## Start Material provided

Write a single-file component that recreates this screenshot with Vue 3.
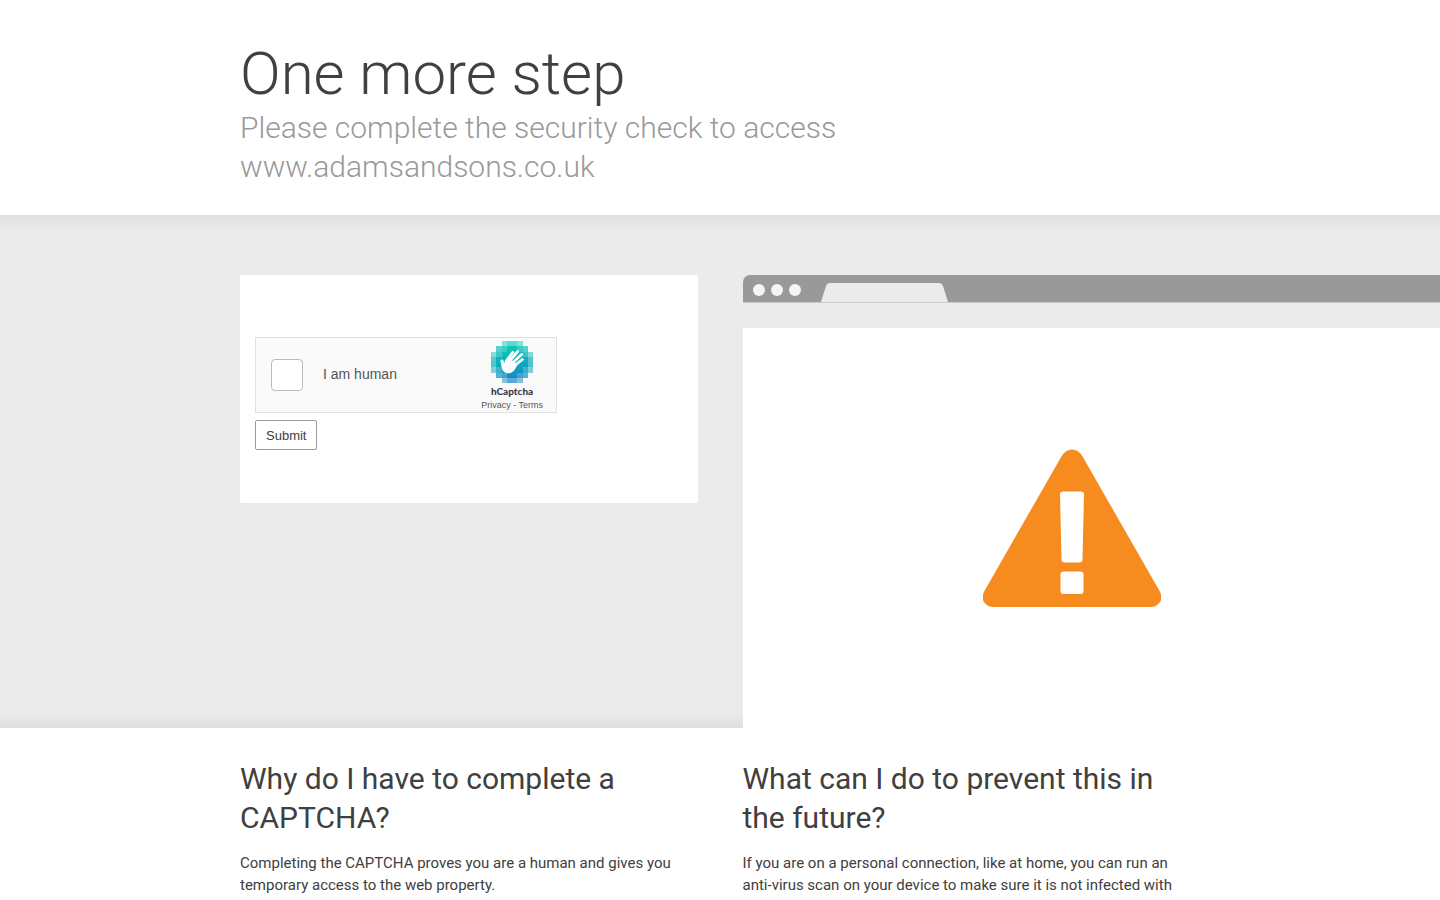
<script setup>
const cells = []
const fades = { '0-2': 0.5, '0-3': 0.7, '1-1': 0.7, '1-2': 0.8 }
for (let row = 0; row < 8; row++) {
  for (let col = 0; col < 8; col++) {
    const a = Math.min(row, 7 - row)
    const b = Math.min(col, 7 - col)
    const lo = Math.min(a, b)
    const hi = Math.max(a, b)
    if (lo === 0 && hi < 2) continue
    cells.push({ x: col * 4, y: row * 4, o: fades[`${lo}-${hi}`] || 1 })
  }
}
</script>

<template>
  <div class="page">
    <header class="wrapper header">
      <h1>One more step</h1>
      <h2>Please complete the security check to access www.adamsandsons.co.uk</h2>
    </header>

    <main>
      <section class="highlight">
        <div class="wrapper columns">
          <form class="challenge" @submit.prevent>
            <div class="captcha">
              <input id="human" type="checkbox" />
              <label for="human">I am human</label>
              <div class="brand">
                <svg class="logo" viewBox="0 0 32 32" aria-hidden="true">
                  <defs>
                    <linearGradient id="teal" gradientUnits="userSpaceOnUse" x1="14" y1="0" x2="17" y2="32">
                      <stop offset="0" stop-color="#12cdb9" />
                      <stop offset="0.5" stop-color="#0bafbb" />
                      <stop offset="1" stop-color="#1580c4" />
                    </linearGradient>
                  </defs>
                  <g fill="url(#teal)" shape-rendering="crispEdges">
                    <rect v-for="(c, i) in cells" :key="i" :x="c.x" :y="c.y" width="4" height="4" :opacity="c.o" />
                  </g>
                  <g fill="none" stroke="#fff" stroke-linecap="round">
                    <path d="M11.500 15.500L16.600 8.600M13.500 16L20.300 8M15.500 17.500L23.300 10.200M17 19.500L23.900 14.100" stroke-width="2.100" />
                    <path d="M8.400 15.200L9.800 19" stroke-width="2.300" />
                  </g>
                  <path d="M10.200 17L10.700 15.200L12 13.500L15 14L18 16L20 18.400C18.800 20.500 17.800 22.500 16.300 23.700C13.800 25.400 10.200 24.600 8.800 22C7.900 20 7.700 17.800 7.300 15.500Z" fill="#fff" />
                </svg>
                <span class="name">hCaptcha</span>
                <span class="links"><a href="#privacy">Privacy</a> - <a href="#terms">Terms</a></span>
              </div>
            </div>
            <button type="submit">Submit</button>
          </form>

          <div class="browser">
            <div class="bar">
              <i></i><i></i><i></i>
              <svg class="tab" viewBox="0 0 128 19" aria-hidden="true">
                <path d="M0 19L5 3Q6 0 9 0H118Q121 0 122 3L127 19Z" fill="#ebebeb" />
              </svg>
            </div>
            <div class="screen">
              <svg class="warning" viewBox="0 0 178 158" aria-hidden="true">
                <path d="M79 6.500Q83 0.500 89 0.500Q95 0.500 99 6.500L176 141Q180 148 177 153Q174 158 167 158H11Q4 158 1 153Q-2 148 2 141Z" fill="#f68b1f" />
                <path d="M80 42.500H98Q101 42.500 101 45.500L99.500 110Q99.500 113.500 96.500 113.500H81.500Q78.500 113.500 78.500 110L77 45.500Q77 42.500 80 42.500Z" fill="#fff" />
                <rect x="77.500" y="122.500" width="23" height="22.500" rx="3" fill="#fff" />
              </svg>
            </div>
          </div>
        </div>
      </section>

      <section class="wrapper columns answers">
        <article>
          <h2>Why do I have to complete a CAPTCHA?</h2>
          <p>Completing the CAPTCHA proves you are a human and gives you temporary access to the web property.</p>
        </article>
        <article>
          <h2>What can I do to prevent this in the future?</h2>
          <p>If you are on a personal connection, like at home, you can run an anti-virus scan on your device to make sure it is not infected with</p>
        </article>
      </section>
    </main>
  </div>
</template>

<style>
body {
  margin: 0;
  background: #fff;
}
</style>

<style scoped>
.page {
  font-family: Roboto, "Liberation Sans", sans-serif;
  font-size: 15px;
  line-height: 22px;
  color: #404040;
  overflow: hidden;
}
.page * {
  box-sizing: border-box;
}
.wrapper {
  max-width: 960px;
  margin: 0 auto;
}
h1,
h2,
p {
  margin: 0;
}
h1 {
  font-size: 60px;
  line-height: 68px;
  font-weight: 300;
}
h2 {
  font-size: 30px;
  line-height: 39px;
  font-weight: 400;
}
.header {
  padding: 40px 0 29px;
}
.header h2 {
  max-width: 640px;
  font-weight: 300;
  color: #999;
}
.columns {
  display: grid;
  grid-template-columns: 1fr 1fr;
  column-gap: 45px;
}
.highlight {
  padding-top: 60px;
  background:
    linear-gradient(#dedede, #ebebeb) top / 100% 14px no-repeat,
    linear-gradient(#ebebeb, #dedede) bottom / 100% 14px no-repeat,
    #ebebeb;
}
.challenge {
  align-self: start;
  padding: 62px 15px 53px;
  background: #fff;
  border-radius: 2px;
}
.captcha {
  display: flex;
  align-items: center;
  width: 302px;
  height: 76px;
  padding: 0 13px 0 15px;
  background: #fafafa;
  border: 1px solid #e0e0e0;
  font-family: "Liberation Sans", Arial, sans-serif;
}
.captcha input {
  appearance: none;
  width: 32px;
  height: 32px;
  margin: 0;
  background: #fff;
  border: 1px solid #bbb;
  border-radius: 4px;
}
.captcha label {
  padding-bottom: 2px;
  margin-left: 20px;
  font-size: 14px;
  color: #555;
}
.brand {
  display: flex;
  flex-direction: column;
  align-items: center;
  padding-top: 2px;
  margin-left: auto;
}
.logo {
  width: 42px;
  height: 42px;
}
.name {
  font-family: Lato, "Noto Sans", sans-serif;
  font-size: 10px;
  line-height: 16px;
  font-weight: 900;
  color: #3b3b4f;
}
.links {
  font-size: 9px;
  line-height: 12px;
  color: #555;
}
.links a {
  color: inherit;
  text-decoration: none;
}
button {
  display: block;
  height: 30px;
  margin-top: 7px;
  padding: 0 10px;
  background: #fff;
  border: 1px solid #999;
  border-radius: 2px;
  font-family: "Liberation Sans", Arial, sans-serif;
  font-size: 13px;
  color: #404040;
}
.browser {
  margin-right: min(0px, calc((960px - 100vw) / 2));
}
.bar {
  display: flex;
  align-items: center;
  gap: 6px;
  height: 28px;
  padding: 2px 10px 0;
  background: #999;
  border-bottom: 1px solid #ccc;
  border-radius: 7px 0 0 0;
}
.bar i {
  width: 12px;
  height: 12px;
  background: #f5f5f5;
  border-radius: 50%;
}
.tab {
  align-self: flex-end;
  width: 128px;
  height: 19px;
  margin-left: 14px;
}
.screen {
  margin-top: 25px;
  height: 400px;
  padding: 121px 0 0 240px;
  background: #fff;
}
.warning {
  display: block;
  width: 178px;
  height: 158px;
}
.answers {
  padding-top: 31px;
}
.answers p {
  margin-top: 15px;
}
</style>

## End Material provided
## Start Material provided

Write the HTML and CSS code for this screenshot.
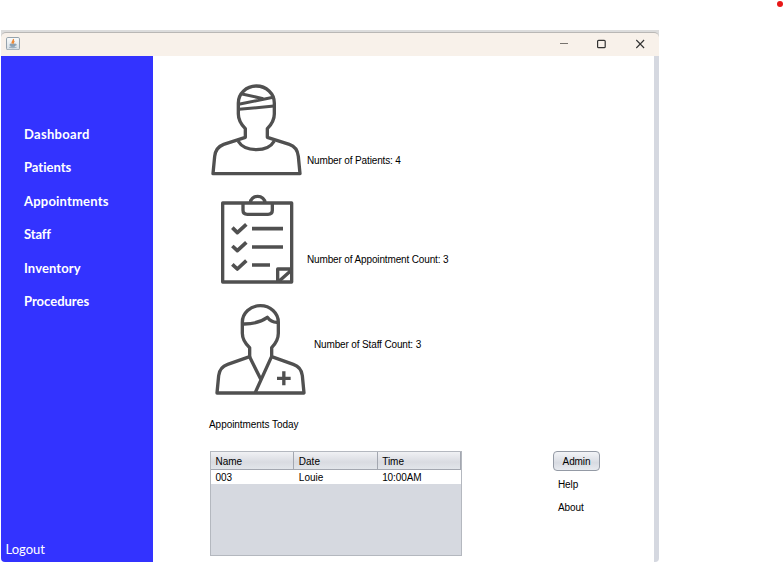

## End Material provided

Show every line from the entries above in which "with" appears.

Correct answer >>
Write a single-file component that recreates this screenshot with Vue 3.
          <p>If you are on a personal connection, like at home, you can run an anti-virus scan on your device to make sure it is not infected with</p>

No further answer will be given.